Researchers have found that among the three major food groups, fat is the only cause of weight gain in the long run.
In the most comprehensive study yet of its kind, researchers at the University of Aberdeen in Scotland and the Chinese Academy of Sciences in Beijing, China concluded that only fat causes mice to gain excessive weight over a long period of time.
The findings of the study could potentially put a nail in the coffin on the long-standing controversial debate on which among the several diets in the world is the best for avoiding excessive weight gain.
Studying The 3 Major Food Groups
Food is made up of the three macronutrients, such as carbohydrates, protein, and fat. The goal of the study was to see which among these macronutrients caused weight gain in mice.
The research published in the journal Cell Metabolism examined a total of 30 different diets, each one having different proportions of carbohydrates, protein, and fat.
The scientists conducted the study on laboratory mice. Each of the mice was made to eat a single diet for three months. This is equivalent to nine years for humans.
Over the course of the study, the researchers made more than 100,000 measurements of changes in both body weight and body fat in the mice using micro MRI machines.
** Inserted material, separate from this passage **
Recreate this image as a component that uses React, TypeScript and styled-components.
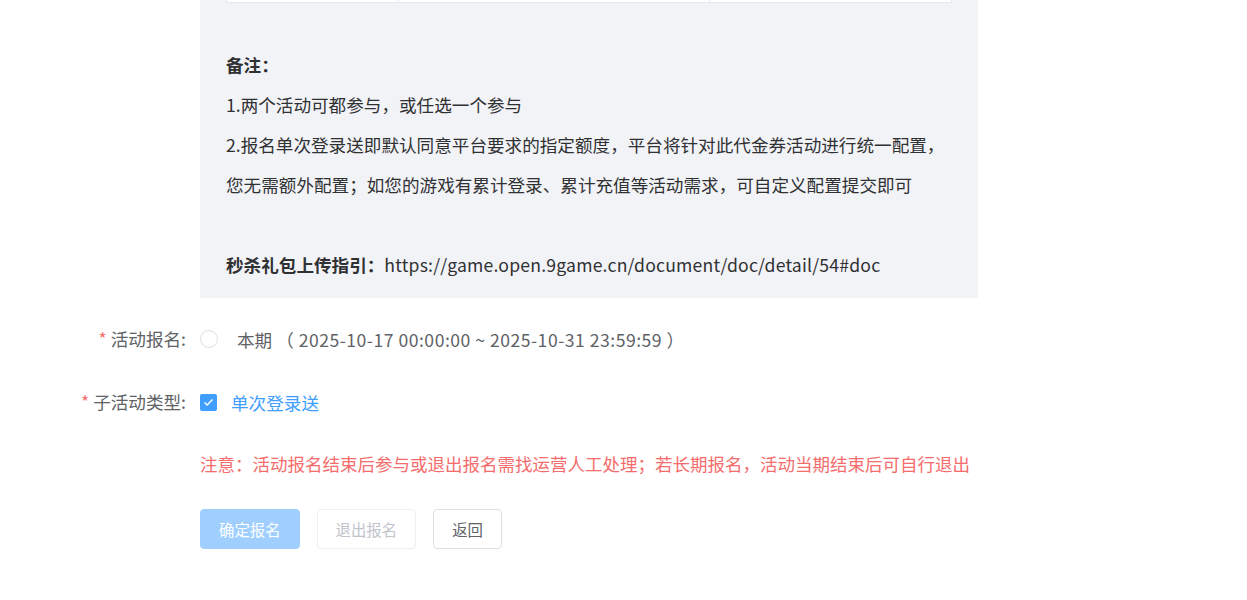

Only Fat Causes Weight Gain
The researchers concluded that among the food groups, only fat caused weight gain in mice. Lead author John Speakman, chair of zoology at the University of Aberdeen, says that the amount of carbohydrates and protein in the diet did not induce weight gain in the subjects.
"The result of this enormous study was unequivocal - the only thing that made the mice get fat was eating more fat in their diets," Speakman says.
The researchers also found that even carbohydrates that contain 30 percent of calories from sugar, which is widely believed to induce weight gain, did not have an effect. Sugar and fat, a combination found commonly in baked goods and pastries, were also found to not have any impact more than fat alone.
They also found that diets with very low amounts of protein (5 percent or less) did not cause the mice to eat more. This suggests that there is no such thing as a protein target.
The researchers believe that dietary fat has this impact on weight gain because it stimulates the reward centers in the brain, causing the mice to eat more when they eat fat.
The Right Direction
The study was conducted on mice, which is its biggest limitation. However, mice are often used in laboratory experiments in instances where human studies pose a challenge because mice and humans have similar physiologies and metabolism patterns.
Speakman says it is unlikely that a study of this scope and kind will be done on humans because it is difficult to subject humans to such a controlled diet for extremely long periods of time. Research done on mice may be the best scientific evidence humans may have for now.